Chapter 5: Human Capital Development & Sustainable Poverty Reduction
If windfall oil revenues are linked to limited job creation and weak non-oil growth, then government spending and its distributive policies will drive the oil sector impacts on Guyana’s long-term development trajectory. Historically, Guyana has been unable to transform its well-endowed natural resources into inclusive growth; instead, reflecting decades of “jobless resource-driven growth”.
The SCD argues two dimensions of public spending determine outcomes; namely, 1] human capital [ health and education] and 2] social protection and cash transfers. Guyana’s human capital indicators are below the regional average with deep spatial and ethnic disparities. [especially basic health care, drinking water, sanitation, maternal and child health].
Further, Guyana’s geography [sparse population and scattered remote interior communities] reduces the rate of return on infrastructure investments while raising the cost of delivering basic services. The SCD notes that “international experience in the region and beyond suggests increased spending will not necessarily improve health and education outcomes unless it is accompanied by good governance, strong institutions, and effective oversight mechanisms”.
Complementary, the SCD advises strong social protection to address distributional equity and weak oil sector impact on jobs, growth and poverty reduction. Guyana’s current social protection programmes are deemed inadequate and poorly targeted. The SCD therefore recommends social protection programmes financed through the normal budget process to ensure their sustainability and avoid politicization. Social protection programmes must also assess the limitations of the government’s institutional capacity, and safeguards are required to prevent abuse.
The SCD asserts that a fair distribution of oil wealth and poverty reduction requires: 1] progressivity of spending and 2] adequate institutions. The chapter highlights the current progressivity level of redistributive policies and the impact of oil revenues on poverty reduction are limited.

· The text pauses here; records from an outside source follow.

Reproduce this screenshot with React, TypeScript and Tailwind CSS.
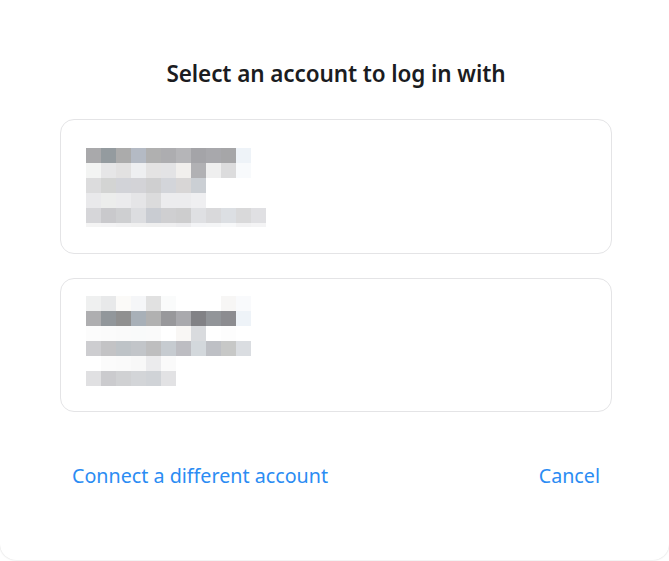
import React from "react";

const card1: string[][] = [
  ["#a9a9ab","#949b9f","#ababab","#b4bac4","#b0b0b0","#adadb0","#b5b5b8","#a4a4a8","#a8a8ac","#a6a6a8","#eef3f8"],
  ["#f3f4f3","#e6e6e7","#e2e1e1","#eeeff1","#e4e3e3","#e3e3e5","#f1efed","#b1b1b4","#efefef","#dcdcdd","#f8fafc"],
  ["#dcdcdd","#d3d4d3","#d2d3d8","#d3d3d7","#cfcfd0","#d3d5da","#d8d6d6","#cbcfd4"],
  ["#e9e9eb","#ecedec","#ebebed","#e5e5e7","#dbdbdc","#ececee","#ececee","#efeff1"],
  ["#d6d6d9","#c9c9cc","#cecfd1","#dcdde0","#c9ccd2","#cfcfd1","#cdcdce","#dfe0e3","#d9d9db","#dcdfe3","#d9d9da","#e0e0e3"],
];

const card2: string[][] = [
  ["#eff0f0","#e8e9ea","#fbfaf8","#f5f6f8","#e1e1e1","#fafbfb","#ffffff","#ffffff","#ffffff","#f7f6f5","#f9fafc"],
  ["#aeaeb0","#92979b","#909090","#a8b0b8","#b1b1b1","#98989b","#a9a9ad","#828286","#929599","#8c8c90","#eef3f8"],
  ["#fcfcfc","#fbfbfb","#fafafa","#f9fafa","#fafafa","#ffffff","#f9f7f5","#d9dbde","#ffffff","#fdfdfd","#ffffff"],
  ["#cdcdd0","#c3c3c5","#bec3c7","#c2c5c9","#bebebf","#c6cbd0","#bdbdc2","#d3d8dc","#bec0c5","#c7c8c7","#dadde1"],
  ["#ffffff","#fbfbfb","#fafafa","#f8f8f8","#ebebed","#fafafa"],
  ["#e0e0e2","#cbcbce","#d0d1d3","#d3d5d8","#d0d3d7","#e2e2e4"],
];

function Mosaic({ rows, tail }: { rows: string[][]; tail?: string[] }) {
  return (
    <div className="flex flex-col">
      {rows.map((r, i) => (
        <div key={i} className="flex h-[15px]">
          {r.map((c, j) => (
            <div key={j} className="w-[15px] h-[15px]" style={{ backgroundColor: c }} />
          ))}
        </div>
      ))}
      {tail && (
        <div className="flex h-[4px]">
          {tail.map((c, j) => (
            <div key={j} className="w-[15px] h-[4px]" style={{ backgroundColor: c }} />
          ))}
        </div>
      )}
    </div>
  );
}

export default function App() {
  return (
    <div className="w-[669px] h-[561px] bg-white" style={{ fontFamily: '"Noto Sans", "Open Sans", sans-serif' }}>
      <div className="h-[560px] bg-white rounded-b-[16px] shadow-[0_0_2px_rgba(0,0,0,0.18)] flex flex-col pl-[60px] pr-[57px] pt-[57px]">
        <h1 className="text-center text-[22.5px] leading-[34px] font-semibold text-[#1b1c21] tracking-[-0.1px]">
          Select an account to log in with
        </h1>
        <div className="mt-[28px] h-[135px] rounded-[14px] border border-[#e4e4e6] pl-[25px] pt-[28px]">
          <Mosaic
            rows={card1}
            tail={["#f4f4f4","#f3f3f4","#f1f1f2","#f0f0f0","#efefef","#efeff0","#ececee","#f3f4f6","#f4f5f6","#f7f8f9","#f2f2f3","#f4f4f5"]}
          />
        </div>
        <div className="mt-[24px] h-[134px] rounded-[14px] border border-[#e4e4e6] pl-[25px] pt-[17px]">
          <Mosaic rows={card2} />
        </div>
        <div className="mt-[50px] flex justify-between px-[12px] text-[19.7px] leading-[28px] text-[#2b8cf3]">
          <span>Connect a different account</span>
          <span>Cancel</span>
        </div>
      </div>
    </div>
  );
}
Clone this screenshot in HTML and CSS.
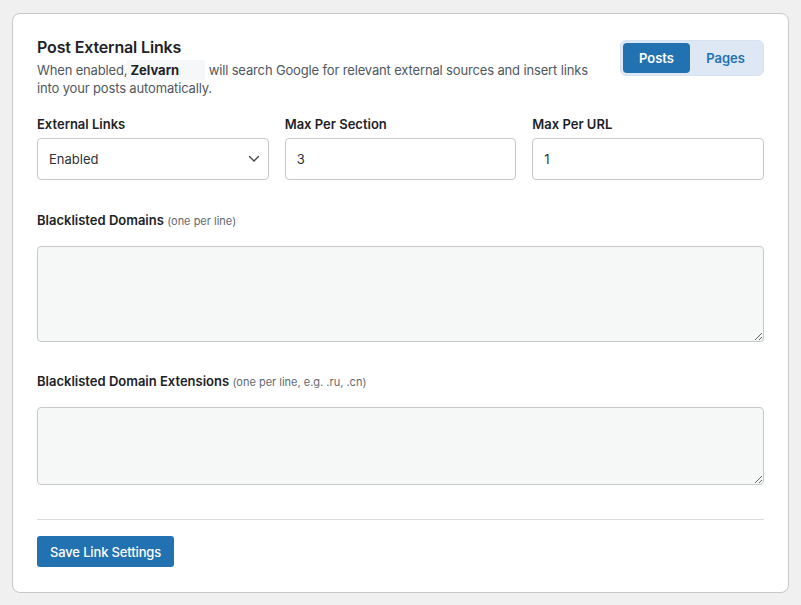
FILE: index.html
```html
<!DOCTYPE html>
<html>
<head>
<meta charset="utf-8">
<link rel="stylesheet" href="styles.css">
</head>
<body>
<div class="card">
  <div class="header">
    <div class="intro">
      <h2 class="title">Post External Links</h2>
      <p class="desc">When enabled,<span class="brand">Zelvarn</span> will search Google for relevant external sources and insert links into your posts automatically.</p>
    </div>
    <div class="toggle">
      <button class="tab active">Posts</button>
      <button class="tab">Pages</button>
    </div>
  </div>

  <div class="fields">
    <div class="field">
      <label class="label">External Links</label>
      <div class="select">
        <span>Enabled</span>
        <svg class="chev" width="12" height="8" viewBox="0 0 12 8"><path d="M1.5 1.5 L6 6 L10.5 1.5" fill="none" stroke="#3c434a" stroke-width="1.3" stroke-linecap="round" stroke-linejoin="round"/></svg>
      </div>
    </div>
    <div class="field">
      <label class="label">Max Per Section</label>
      <input class="input" type="text" value="3">
    </div>
    <div class="field">
      <label class="label">Max Per URL</label>
      <input class="input" type="text" value="1">
    </div>
  </div>

  <div class="block">
    <label class="label">Blacklisted Domains <span class="hint">(one per line)</span></label>
    <textarea class="area tall"></textarea>
  </div>

  <div class="block">
    <label class="label">Blacklisted Domain Extensions <span class="hint">(one per line, e.g. .ru, .cn)</span></label>
    <textarea class="area short"></textarea>
  </div>

  <div class="footer">
    <button class="save">Save Link Settings</button>
  </div>
</div>
</body>
</html>
```
FILE: styles.css
```css
* { box-sizing: border-box; }
body {
  margin: 0;
  background: #f0f0f1;
  font-family: Inter, "Open Sans", "Liberation Sans", sans-serif;
  color: #1d2327;
}
.card {
  margin: 13px 12px;
  background: #fff;
  border: 1px solid #c8c9cc;
  border-radius: 8px;
  padding: 24px;
  height: 580px;
}
.header {
  display: flex;
  justify-content: space-between;
  align-items: flex-start;
}
.intro { width: 570px; }
.title {
  margin: 0;
  font-size: 16px;
  line-height: 19px;
  font-weight: 600;
  letter-spacing: -0.15px;
  color: #1d2327;
}
.desc {
  margin: 4px 0 0;
  font-size: 13px;
  line-height: 18px;
  letter-spacing: -0.15px;
  color: #50575e;
}
.brand {
  display: inline-block;
  background: #f6f7f9;
  font-weight: 700;
  color: #1d2327;
  letter-spacing: 0;
  line-height: 18px;
  padding: 1px 26px 1px 3px;
  margin: -1px 0;
}
.toggle {
  margin-top: 2px;
  display: flex;
  background: #dde8f4;
  border-radius: 6px;
  padding: 2px;
  border: 1px solid #d5e2f0;
}
.tab {
  border: 0;
  background: transparent;
  font-family: inherit;
  font-size: 13px;
  font-weight: 600;
  color: #2271b1;
  height: 30px;
  padding: 0;
  border-radius: 4px;
  width: 67px;
}
.tab + .tab { width: 71px; }
.tab.active {
  background: #2271b1;
  color: #fff;
}
.fields {
  margin-top: 19px;
  display: grid;
  grid-template-columns: repeat(3, 1fr);
  column-gap: 16px;
}
.field { display: flex; flex-direction: column; }
.label {
  display: block;
  font-size: 13px;
  line-height: 16px;
  font-weight: 600;
  color: #1d2327;
  margin-bottom: 6px;
}
.hint {
  font-size: 11px;
  font-weight: 400;
  color: #646970;
}
.select, .input {
  height: 42px;
  border: 1px solid #c8c9cc;
  border-radius: 4px;
  background: #fff;
  font-family: inherit;
  font-size: 13px;
  color: #2c3338;
  padding: 0 11px;
}
.select {
  display: flex;
  align-items: center;
  justify-content: space-between;
  padding-right: 8px;
}
.input { outline: none; width: 100%; }
.block { margin-top: 32px; }
.block .label { margin-bottom: 17px; }
.block + .block { margin-top: 31px; }
.area {
  display: block;
  width: 100%;
  background: #f6f7f7;
  border: 1px solid #c8c9cc;
  border-radius: 4px;
  font-family: inherit;
  font-size: 13px;
  padding: 8px 11px;
  resize: vertical;
}
.tall { height: 96px; }
.short { height: 78px; }
.footer {
  margin-top: 34px;
  border-top: 1px solid #dcdcde;
  padding-top: 16px;
}
.save {
  height: 31px;
  border: 0;
  border-radius: 3px;
  background: #2271b1;
  color: #fff;
  font-family: inherit;
  font-size: 13px;
  font-weight: 500;
  letter-spacing: -0.15px;
  padding: 0 13px;
}
```
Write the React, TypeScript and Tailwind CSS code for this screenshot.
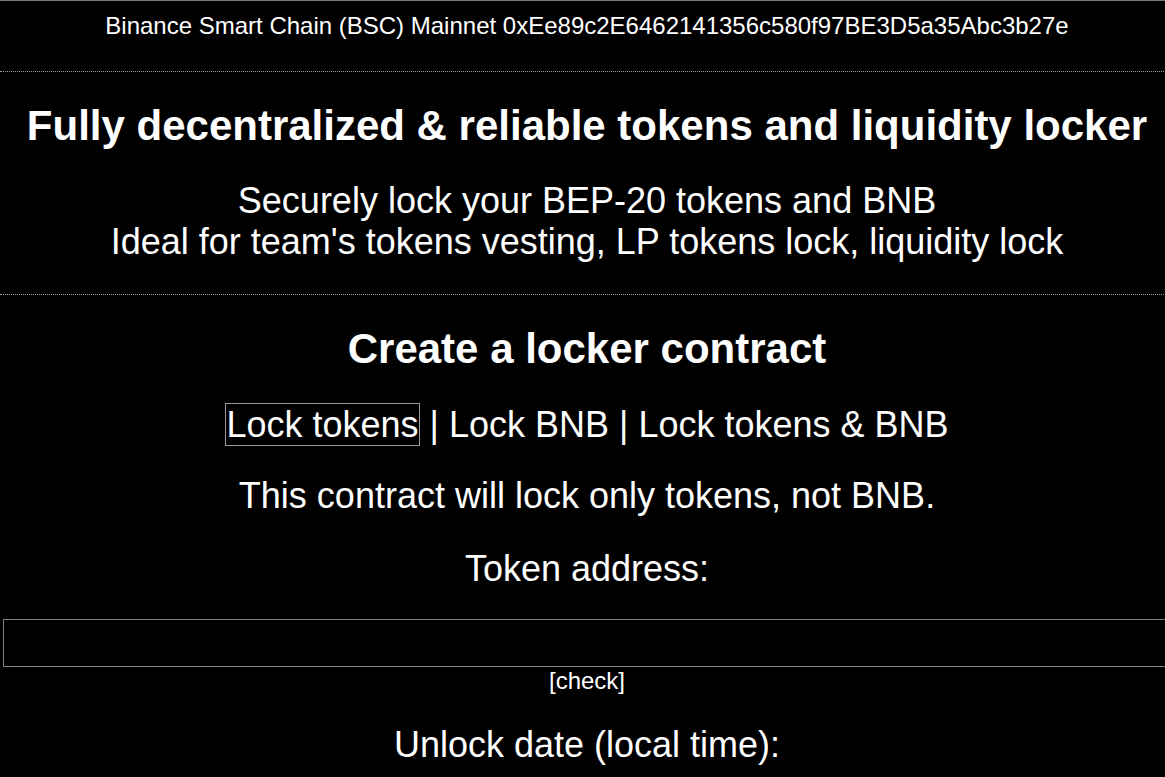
export default function App() {
  return (
    <div className="w-full overflow-hidden bg-black">
      <div className="w-[1174px] min-h-[777px] bg-black text-white text-center border-t border-[#777777]" style={{ fontFamily: '"Liberation Sans", Arial, sans-serif' }}>
        <div className="pt-[11px] pb-[31px] text-[24px] leading-[28px]">
          Binance Smart Chain (BSC) Mainnet 0xEe89c2E6462141356c580f97BE3D5a35Abc3b27e
        </div>
        <div className="border-t border-dotted border-[#a0a0a0]" />

        <h1 className="mt-[30px] text-[42px] font-bold leading-[48px]">
          Fully decentralized &amp; reliable tokens and liquidity locker
        </h1>
        <p className="mt-[30px] text-[36px] leading-[41px]">
          Securely lock your BEP-20 tokens and BNB
          <br />
          Ideal for team's tokens vesting, LP tokens lock, liquidity lock
        </p>
        <div className="mt-[32px] border-t border-dotted border-[#a0a0a0]" />

        <h2 className="mt-[30px] text-[42px] font-bold leading-[48px]">Create a locker contract</h2>

        <div className="mt-[31px] text-[36px] leading-[42px]">
          <span className="border border-[#9a9a9a]">Lock tokens</span> | <span>Lock BNB</span> |{' '}
          <span>Lock tokens &amp; BNB</span>
        </div>

        <p className="mt-[29px] text-[36px] leading-[42px]">This contract will lock only tokens, not BNB.</p>

        <p className="mt-[31px] text-[36px] leading-[42px]">Token address:</p>

        <input
          type="text"
          className="mt-[29px] ml-[3px] block w-[1171px] h-[48px] border border-[#808080] bg-black text-white"
        />
        <div className="text-[24px] leading-[28px]">[check]</div>

        <p className="mt-[29px] text-[36px] leading-[42px]">Unlock date (local time):</p>
      </div>
    </div>
  )
}
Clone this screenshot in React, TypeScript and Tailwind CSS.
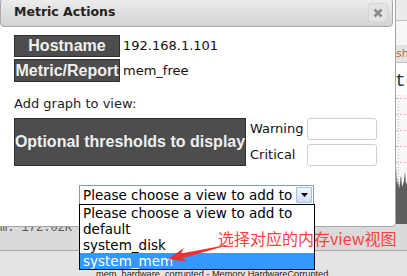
import React from "react";

function Chart() {
  const pinkYs = [3, 19, 35, 51, 67, 83, 99, 115];
  return (
    <svg width="407" height="129" className="block shrink-0">
      <rect width="407" height="129" fill="#f8f8f8" />
      {pinkYs.map((y) => (
        <line key={y} x1="0" x2="407" y1={y + 0.5} y2={y + 0.5} stroke="#f0b4b4" strokeDasharray="2 2" />
      ))}
      <line x1="398.5" x2="398.5" y1="0" y2="129" stroke="#b8b8b8" strokeDasharray="1 2" />
      <path
        d="M393 129 L393 95 L395 88 L396 72 L397 90 L398 84 L399 94 L400 88 L401 80 L402 92 L404 86 L405 76 L406 90 L407 86 L407 129 Z"
        fill="#5e5e5e"
      />
    </svg>
  );
}

function CloseIcon() {
  return (
    <svg width="10" height="10" viewBox="0 0 10 10">
      <path d="M1.5 1.5 L8.5 8.5 M8.5 1.5 L1.5 8.5" stroke="#8a8a8a" strokeWidth="2.6" strokeLinecap="butt" />
    </svg>
  );
}

function Arrow() {
  return (
    <svg width="407" height="276" className="absolute left-0 top-0 pointer-events-none">
      <polygon
        points="168,259 183.9,248.1 181,253.4 232,244 182.2,258.2 187.1,261.7"
        fill="#f03030"
      />
    </svg>
  );
}

export default function App() {
  return (
    <div className="relative w-[407px] h-[276px] overflow-hidden bg-[#f4f4f4] font-['DejaVu_Sans',sans-serif]">
      {/* background page */}
      <div className="flex flex-col h-full">
        <div className="h-[21px] shrink-0 bg-[#ebebeb] border-b border-[#bdbdbd]" />
        <div className="h-[24px] shrink-0 bg-[#f6f6f6]" />
        <div className="h-[18px] shrink-0 bg-[#e3e3e3] border-b border-[#c4c4c4] pl-[396px] text-[11px] leading-[17px] text-[#b8732e] whitespace-nowrap overflow-hidden">
          shipping
        </div>
        <div className="h-[32px] shrink-0 bg-white pl-[395px] pt-[8px] font-['Liberation_Mono',monospace] text-[18px] leading-[20px] text-[#333] whitespace-nowrap overflow-hidden">
          test
        </div>
        <Chart />
        <div className="h-[27px] shrink-0 bg-[#dadada] border-b border-[#a9a9a9] whitespace-nowrap overflow-hidden">
          <div className="-mt-[3px] font-['Liberation_Mono',monospace] text-[12px] leading-[14px] text-[#555]">
            m: 172.02K
          </div>
        </div>
        <div className="flex-1 bg-[#e4e4e4] pl-[96px] pt-[17px] font-['Liberation_Sans',sans-serif] text-[9.2px] leading-[12px] text-[#222] whitespace-nowrap overflow-hidden">
          mem_hardware_corrupted - Memory HardwareCorrupted
        </div>
      </div>

      {/* dialog */}
      <div className="absolute left-[-3px] top-[-5px] w-[399px] h-[232px] box-border border border-[#a6a6a6] rounded-[4px] bg-white p-[2px] flex flex-col">
        <div className="h-[29px] shrink-0 box-border border border-[#aaaaaa] rounded-[4px] bg-gradient-to-b from-[#ededed] to-[#d3d3d3] flex items-center pl-[13px]">
          <span className="font-bold text-[12.5px] text-[#222]">Metric Actions</span>
          <div className="ml-auto mr-[4px] w-[20px] h-[19px] rounded-[3px] bg-[#e3e3e3] border border-[#d6d6d6] flex items-center justify-center">
            <CloseIcon />
          </div>
        </div>

        <div className="pl-[14px] pt-[8px] flex flex-col">
          <div className="flex flex-col gap-[2px]">
            <div className="flex items-center gap-[3px]">
              <div className="w-[106px] h-[22px] box-border bg-[#4d4d4d] border border-[#2f2f2f] flex items-center justify-center font-['Liberation_Sans',sans-serif] font-bold text-[16px] text-[#f0f0f0]">
                Hostname
              </div>
              <span className="text-[13px] text-[#111]">192.168.1.101</span>
            </div>
            <div className="flex items-center gap-[3px]">
              <div className="w-[106px] h-[23px] box-border bg-[#4d4d4d] border border-[#2f2f2f] flex items-center justify-center font-['Liberation_Sans',sans-serif] font-bold text-[16px] text-[#f0f0f0] whitespace-nowrap">
                Metric/Report
              </div>
              <span className="text-[13px] text-[#111]">mem_free</span>
            </div>
          </div>

          <div className="mt-[14px] text-[13px] leading-[15px] text-[#222]">Add graph to view:</div>

          <div className="mt-[7px] flex">
            <div className="w-[232px] h-[48px] box-border bg-[#4d4d4d] border border-[#2f2f2f] flex items-center justify-center font-['Liberation_Sans',sans-serif] font-bold text-[16px] text-[#f0f0f0] whitespace-nowrap">
              Optional thresholds to display
            </div>
            <div className="ml-[4px] flex flex-col gap-[4px]">
              <div className="flex items-center h-[22px]">
                <span className="w-[57px] text-[13px] text-[#111]">Warning</span>
                <div className="w-[70px] h-[22px] box-border border border-[#cfcfcf] rounded-[3px] bg-white" />
              </div>
              <div className="flex items-center h-[22px]">
                <span className="w-[57px] text-[13px] text-[#111]">Critical</span>
                <div className="w-[70px] h-[22px] box-border border border-[#cfcfcf] rounded-[3px] bg-white" />
              </div>
            </div>
          </div>

          <div className="mt-[19px] ml-[65px] w-[235px] h-[20px] box-border border border-[#7f9db9] bg-white flex items-center">
            <span className="pl-[3px] text-[13.5px] leading-[18px] text-black whitespace-nowrap">
              Please choose a view to add to
            </span>
            <div className="ml-auto mr-[1px] w-[16px] h-[16px] box-border border border-[#a9bde9] rounded-[1px] bg-gradient-to-b from-[#eef3fd] to-[#d2defa] flex items-center justify-center">
              <svg width="7" height="4" viewBox="0 0 7 4">
                <polygon points="0,0 7,0 3.5,4" fill="#000" />
              </svg>
            </div>
          </div>
        </div>
      </div>

      {/* open dropdown list */}
      <div className="absolute left-[79px] top-[204px] w-[236px] box-border border border-black bg-white text-[13.5px] leading-[16px] text-black">
        <div className="h-[16px] pl-[3px] whitespace-nowrap">Please choose a view to add to</div>
        <div className="h-[16px] pl-[3px]">default</div>
        <div className="h-[16px] pl-[3px]">system_disk</div>
        <div className="h-[16px] pl-[3px] bg-[#3399ff] text-white">system_mem</div>
      </div>

      {/* annotation */}
      <Arrow />
      <div className="absolute left-[218px] top-[229px] font-['Noto_Sans_CJK_SC','Noto_Sans',sans-serif] text-[16px] leading-[18px] text-[#ff4040] whitespace-nowrap">
        选择对应的内存view视图
      </div>
    </div>
  );
}
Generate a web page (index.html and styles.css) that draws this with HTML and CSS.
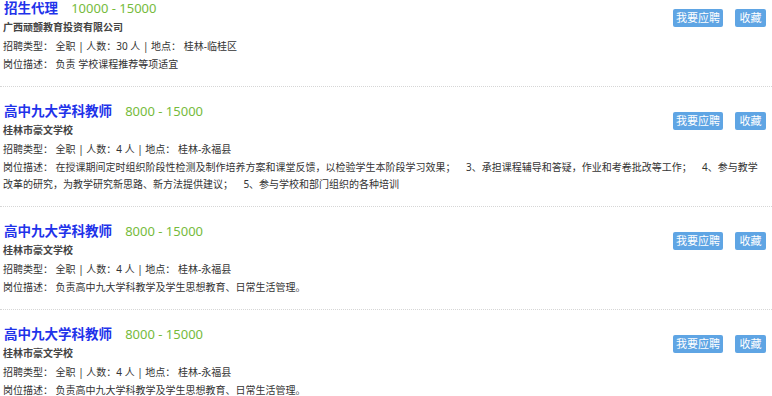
FILE: index.html
```html
<!DOCTYPE html>
<html>
<head>
  <meta charset="UTF-8">
  <title>招聘信息</title>
  <link rel="stylesheet" href="styles.css">
</head>
<body>
<div class="job-list">
  <div class="job">
    <div class="job-ops">
      <a class="btn btn-apply">我要应聘</a>
      <a class="btn btn-fav">收藏</a>
    </div>
    <div class="job-title">
      <span class="name">招生代理</span>
      <span class="salary">10000 - 15000</span>
    </div>
    <div class="company">广西顽颤教育投资有限公司</div>
    <div class="meta">招聘类型： 全职 | 人数：30 人 | 地点： 桂林-临桂区</div>
    <div class="desc">岗位描述： 负责 学校课程推荐等项适宜</div>
  </div>
  <div class="job">
    <div class="job-ops">
      <a class="btn btn-apply">我要应聘</a>
      <a class="btn btn-fav">收藏</a>
    </div>
    <div class="job-title">
      <span class="name">高中九大学科教师</span>
      <span class="salary">8000 - 15000</span>
    </div>
    <div class="company">桂林市豪文学校</div>
    <div class="meta">招聘类型： 全职 | 人数：4 人 | 地点： 桂林-永福县</div>
    <div class="desc">岗位描述： 在授课期间定时组织阶段性检测及制作培养方案和课堂反馈，以检验学生本阶段学习效果；&nbsp;&nbsp;&nbsp; 3、承担课程辅导和答疑，作业和考卷批改等工作；&nbsp;&nbsp;&nbsp; 4、参与教学改革的研究，为教学研究新思路、新方法提供建议；&nbsp;&nbsp;&nbsp; 5、参与学校和部门组织的各种培训</div>
  </div>
  <div class="job">
    <div class="job-ops">
      <a class="btn btn-apply">我要应聘</a>
      <a class="btn btn-fav">收藏</a>
    </div>
    <div class="job-title">
      <span class="name">高中九大学科教师</span>
      <span class="salary">8000 - 15000</span>
    </div>
    <div class="company">桂林市豪文学校</div>
    <div class="meta">招聘类型： 全职 | 人数：4 人 | 地点： 桂林-永福县</div>
    <div class="desc">岗位描述： 负责高中九大学科教学及学生思想教育、日常生活管理。</div>
  </div>
  <div class="job">
    <div class="job-ops">
      <a class="btn btn-apply">我要应聘</a>
      <a class="btn btn-fav">收藏</a>
    </div>
    <div class="job-title">
      <span class="name">高中九大学科教师</span>
      <span class="salary">8000 - 15000</span>
    </div>
    <div class="company">桂林市豪文学校</div>
    <div class="meta">招聘类型： 全职 | 人数：4 人 | 地点： 桂林-永福县</div>
    <div class="desc">岗位描述： 负责高中九大学科教学及学生思想教育、日常生活管理。</div>
  </div>
</div>
</body>
</html>
```

FILE: styles.css
```css
body {
  margin: 0;
  padding: 0;
  font-family: 'Noto Sans', 'Noto Sans CJK SC', sans-serif;
  background: #fff;
  color: #333;
}
/* 页面已向下滚动一点 */
.job-list {
  margin-top: -16px;
}
.job {
  padding: 12px 6px 13px 3px;
  border-bottom: 1px dotted #d6d6d6;
}
.job-ops {
  float: right;
  margin-top: 13px;
  display: flex;
  gap: 12px;
}
.btn {
  display: block;
  height: 18px;
  line-height: 18px;
  background: #5fa5e4;
  color: #fff;
  font-size: 11px;
  text-align: center;
  border-radius: 2px;
  cursor: pointer;
}
.btn-apply {
  width: 50px;
}
.btn-fav {
  width: 31px;
}
.job-title {
  height: 22px;
  line-height: 22px;
  padding-left: 1px;
}
.job-title .name {
  font-size: 13.5px;
  font-weight: bold;
  color: #1f33ea;
}
.job-title .salary {
  margin-left: 9px;
  font-size: 13px;
  color: #76bb3c;
}
.company {
  line-height: 19px;
  font-size: 10px;
  font-weight: bold;
  color: #444;
}
.meta {
  line-height: 19px;
  font-size: 10px;
  color: #333;
}
.desc {
  line-height: 17px;
  font-size: 10px;
  color: #333;
}
```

Chapter 6: A Path to Inclusive and Sustainable Development
This chapter is rich in detailed policy, regulatory, institutional and programmatic guidance and proposals that identify the path to inclusive and sustainable development. Unfortunately, I cannot hope to do justice to the chapter in the remaining space. Consequently, I capsule in Schedule 1 an adapted version of a similarly titled table in the chapter. This offers a succinct Road Map of the priority areas for proposed interventions identified in the SCD.
Priority Area /Intervention 1
The first listed priority area in the SCD is macroeconomic stability. Adapting a common definition, by this is meant: a situation where real macroeconomic output in Guyana is decomposed into a trend and a cyclical component, where the variance of the cyclical series measures departure from economic stability. Imbalances within and between national accounts components [for example, income and output; government spending and revenues; exports and imports; savings and investments] identify instability. Similarly, inflationary price behaviour, falling output and employment, deteriorating exchange rates and such other signify macroeconomic instability. Further, as readers know well, oil prices are notoriously volatile and the demand and supply determinants of this have global ramifications.
For this priority area there are three major policy interventions. First, balancing Guyana Government spending against both the spending capacity of the public sector and the absorptive capacity the economy [that is, its ability to produce without encountering unavailability of productive factors [labour, land, finance, skills, related materials and services]. Absorptive capacity is measured as Guyana’s potential growth at full employment of all productive factors.
Second, managing the Guyana dollar exchange rate requires a competitive real effective exchange rate, REER and sterilizing large private capital inflows and export and import expansion; a difficult operation.
Third, mitigating climate transition threats to the environment through fiscal spending on mitigating infrastructure and institutions.
Schedule 1 Policy Areas and Policy Interventions
Source, World Bank SCD 2020
Priority Area / Intervention 2
The second priority area the SCD listed in the Schedule is, Good Public Sector Governance and Effective Management of the Oil and Gas Sector. Two major interventions are identified; namely 1] Improving public spending on its provision of goods and services along with infrastructure and the environment and 2] managing the oil and gas sector and financial assets. The SCD advises that, these two interventions are crucial if Guyana is to avoid the economic perils linked to the resource curse and the societal dangers linked to breakdowns in social cohesion, given the nation’s plural ethnic composition.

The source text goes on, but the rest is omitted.